Milan Kundera (who writes these days in French) is perhaps the best, certainly the best-known, Czech fiction writer since Kafka (who was arguably more German than Czech anyway). This is his third book-length meditation on the novel, all three translated with precision and grace by Linda Asher. And while there is a fair amount of overlap and repetition in “The Curtain,” “The Art of the Novel” (1988) and “Testaments Betrayed” (1995), it’s due more to the consistency of Kundera’s approach to reading and writing fiction and the persistence of certain literary preferences and prejudices — his literary values — than to an inability to move on. It’s also due to his belief that reading and writing novels, from Cervantes to Rushdie, is a way of thinking that is essential for a coherent moral understanding of human nature and circumstance.
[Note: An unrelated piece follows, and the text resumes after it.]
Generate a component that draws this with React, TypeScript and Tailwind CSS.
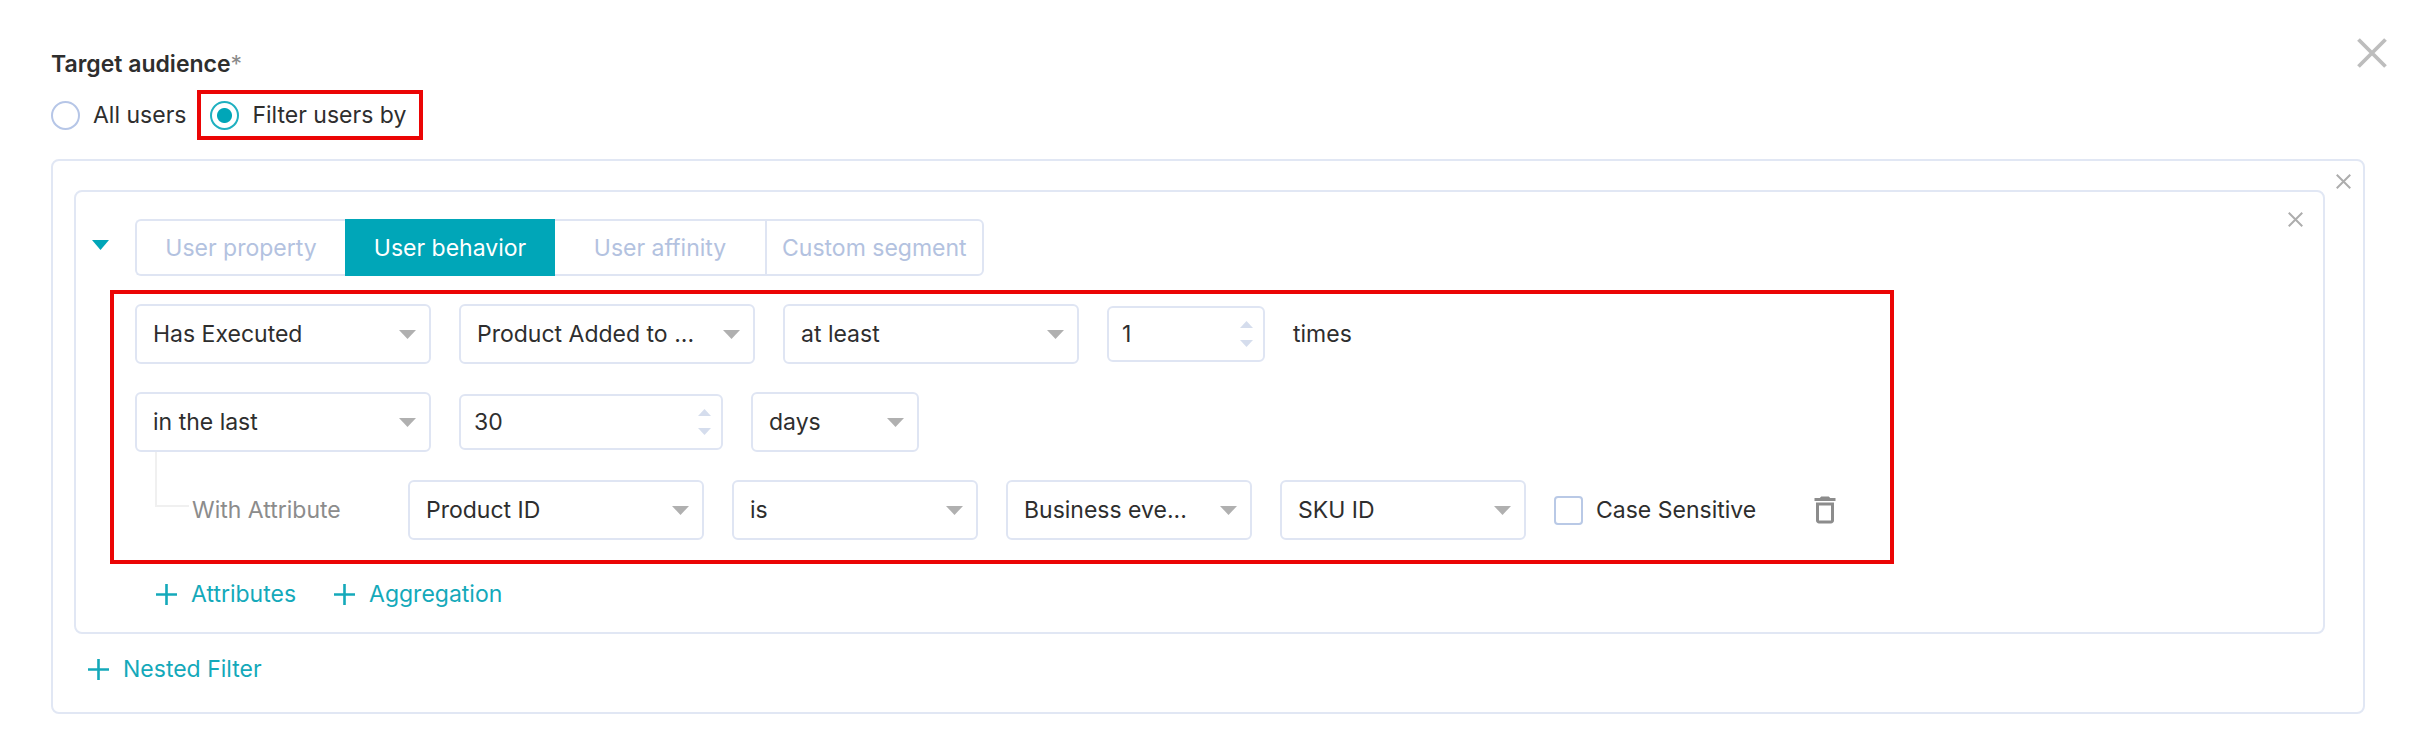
import React, { useState } from "react";
import { MdDeleteOutline } from "react-icons/md";

function Cross({ className }: { className: string }) {
  return (
    <svg viewBox="0 0 30 30" className={className} fill="none" stroke="currentColor" aria-hidden="true">
      <path d="M1.5 1.5 28.5 28.5M28.5 1.5 1.5 28.5" />
    </svg>
  );
}

function Caret({ className, up = false }: { className: string; up?: boolean }) {
  return (
    <svg viewBox="0 0 18 10" preserveAspectRatio="none" className={className} fill="currentColor" aria-hidden="true">
      <path d={up ? "M0 10 9 0 18 10Z" : "M0 0H18L9 10Z"} />
    </svg>
  );
}

function Select({ label, options, className }: { label: string; options: string[]; className: string }) {
  return (
    <div className={`relative h-[60px] ${className}`}>
      <select
        aria-label={label}
        className="h-full w-full appearance-none rounded-md border-2 border-[#dfe5f3] bg-white pr-9 pl-4 outline-none"
      >
        {options.map((o) => (
          <option key={o}>{o}</option>
        ))}
      </select>
      <Caret className="pointer-events-none absolute top-[26px] right-[15px] h-[9px] w-[17px] text-[#b0b0b0]" />
    </div>
  );
}

function NumberField({ label, initial, className }: { label: string; initial: number; className: string }) {
  const [value, setValue] = useState(initial);
  return (
    <div className={`relative h-14 ${className}`}>
      <input
        type="number"
        aria-label={label}
        value={value}
        onChange={(e) => setValue(Number(e.target.value))}
        className="h-full w-full [appearance:textfield] rounded-md border-2 border-[#dfe5f3] bg-white pr-9 pl-[13px] outline-none [&::-webkit-inner-spin-button]:appearance-none"
      />
      <div className="absolute inset-y-0 right-3 flex flex-col justify-center gap-3 text-[#d5dded]">
        <button type="button" aria-label={`Increase ${label}`} onClick={() => setValue(value + 1)}>
          <Caret up className="block h-[7px] w-[13px]" />
        </button>
        <button type="button" aria-label={`Decrease ${label}`} onClick={() => setValue(value - 1)}>
          <Caret className="block h-[7px] w-[13px]" />
        </button>
      </div>
    </div>
  );
}

function Radio({ label, checked, onChange }: { label: string; checked: boolean; onChange: () => void }) {
  return (
    <label className="flex items-center gap-[13px]">
      <input
        type="radio"
        name="audience"
        checked={checked}
        onChange={onChange}
        className="size-[29px] appearance-none rounded-full border-2 border-[#b6c6e7] bg-white checked:border-[#1fb0c0] checked:bg-[radial-gradient(circle,#00a6b8_7px,transparent_8px)]"
      />
      {label}
    </label>
  );
}

function AddButton({ label }: { label: string }) {
  return (
    <button type="button" className="flex items-center gap-[14px] text-[#14a9ba]">
      <svg viewBox="0 0 21 21" className="size-[21px]" stroke="currentColor" strokeWidth="2.6" aria-hidden="true">
        <path d="M10.5 0V21M0 10.5H21" />
      </svg>
      {label}
    </button>
  );
}

const tabs = ["User property", "User behavior", "User affinity", "Custom segment"];

export default function App() {
  const [audience, setAudience] = useState("filter");
  const [tab, setTab] = useState("User behavior");

  return (
    <main className="bg-white pb-4 font-['Inter',sans-serif] text-[23px] leading-8 text-[#2e2e2e]">
      <header className="flex items-start justify-between pt-[38px] pr-[27px] pl-[51px]">
        <h1 className="mt-[10px] font-semibold">
          Target audience<span className="font-normal text-[#8a8a8a]">*</span>
        </h1>
        <button type="button" aria-label="Close" className="text-[#bdbdbd]">
          <Cross className="block size-[30px] stroke-[3.8px]" />
        </button>
      </header>

      <div className="pr-[49px] pl-[51px]">
        <div role="radiogroup" aria-label="Target audience" className="mt-[10px] flex items-center">
          <Radio label="All users" checked={audience === "all"} onChange={() => setAudience("all")} />
          <div className="ml-[11px] flex h-[50px] items-center border-4 border-[#eb0505] pr-[13px] pl-[9px]">
            <Radio label="Filter users by" checked={audience === "filter"} onChange={() => setAudience("filter")} />
          </div>
        </div>

        <section className="mt-[19px] rounded-lg border-2 border-[#e1e7f4] pb-[27px]">
          <div className="flex items-start">
            <div className="mt-[29px] ml-[21px] flex flex-1 items-start rounded-lg border-2 border-[#e1e7f4] pb-[22px]">
              <button type="button" aria-label="Collapse filter" className="mt-12 ml-4 w-[18px] shrink-0 text-[#00a6b8]">
                <Caret className="block h-[10px] w-[17px]" />
              </button>

              <div className="mt-[27px] min-w-0 flex-1">
                <div role="tablist" className="ml-[25px] flex h-[57px]">
                  {tabs.map((t) => (
                    <button
                      key={t}
                      type="button"
                      role="tab"
                      aria-selected={t === tab}
                      onClick={() => setTab(t)}
                      className={`min-w-[210px] border-y-2 px-[15px] first:rounded-l-md first:border-l-2 last:rounded-r-md last:border-x-2 ${
                        t === tab ? "border-[#00a6b8] bg-[#00a6b8] text-white" : "border-[#dfe5f3] text-[#b3c2e0]"
                      }`}
                    >
                      {t}
                    </button>
                  ))}
                </div>

                <div className="mt-[14px] flex w-fit flex-col gap-7 border-4 border-[#eb0505] pt-[10px] pr-[47px] pb-5 pl-[21px]">
                  <div className="flex items-center gap-7">
                    <Select label="Execution" options={["Has Executed", "Has Not Executed"]} className="w-[296px]" />
                    <Select label="Event" options={["Product Added to ..."]} className="w-[296px]" />
                    <Select label="Comparison" options={["at least", "at most"]} className="w-[296px]" />
                    <NumberField label="times" initial={1} className="w-[158px]" />
                    <span>times</span>
                  </div>
                  <div className="flex items-center gap-7">
                    <Select label="Period" options={["in the last"]} className="w-[296px]" />
                    <NumberField label="period length" initial={30} className="w-[264px]" />
                    <Select label="Unit" options={["days", "weeks"]} className="w-[168px]" />
                  </div>
                  <div className="flex items-center gap-7">
                    <div className="flex w-[245px] items-center gap-[3px] self-stretch text-[#8c8c8c]">
                      <div className="-mt-7 ml-5 h-[55px] w-[34px] self-start border-b-2 border-l-2 border-[#f0f0f0]" />
                      <span className="whitespace-nowrap">With Attribute</span>
                    </div>
                    <Select label="Attribute" options={["Product ID"]} className="w-[296px]" />
                    <Select label="Operator" options={["is", "is not"]} className="w-[246px]" />
                    <Select label="Value source" options={["Business eve..."]} className="w-[246px]" />
                    <Select label="Value" options={["SKU ID"]} className="w-[246px]" />
                    <label className="flex items-center gap-[13px]">
                      <input
                        type="checkbox"
                        className="size-[29px] appearance-none rounded-[4px] border-2 border-[#b9c9e6] bg-white checked:bg-[#00a6b8]"
                      />
                      Case Sensitive
                    </label>
                    <button type="button" aria-label="Delete attribute" className="ml-[23px] text-[#8c8c8c]">
                      <MdDeleteOutline size={36} />
                    </button>
                  </div>
                </div>

                <div className="mt-[14px] flex gap-[38px] pl-[46px]">
                  <AddButton label="Attributes" />
                  <AddButton label="Aggregation" />
                </div>
              </div>

              <button type="button" aria-label="Remove filter" className="mt-5 mr-5 text-[#adadad]">
                <Cross className="block size-[15px] stroke-[4px]" />
              </button>
            </div>

            <button type="button" aria-label="Remove filter group" className="mt-[13px] mr-3 ml-[11px] text-[#adadad]">
              <Cross className="block size-[15px] stroke-[4px]" />
            </button>
          </div>

          <div className="mt-[19px] flex pl-[35px]">
            <AddButton label="Nested Filter" />
          </div>
        </section>
      </div>
    </main>
  );
}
In Kundera’s hands, however, the bagginess of the form is appropriate. The book’s aphoristic, often flatly declarative style (Kundera has strong opinions on everything, from E. M. Cioran’s youthful flirtation with fascism to the difference between foolishness and stupidity) allows for an elegant, personalized integration of anecdote, analysis, scholarship, memory and speculation.

More here.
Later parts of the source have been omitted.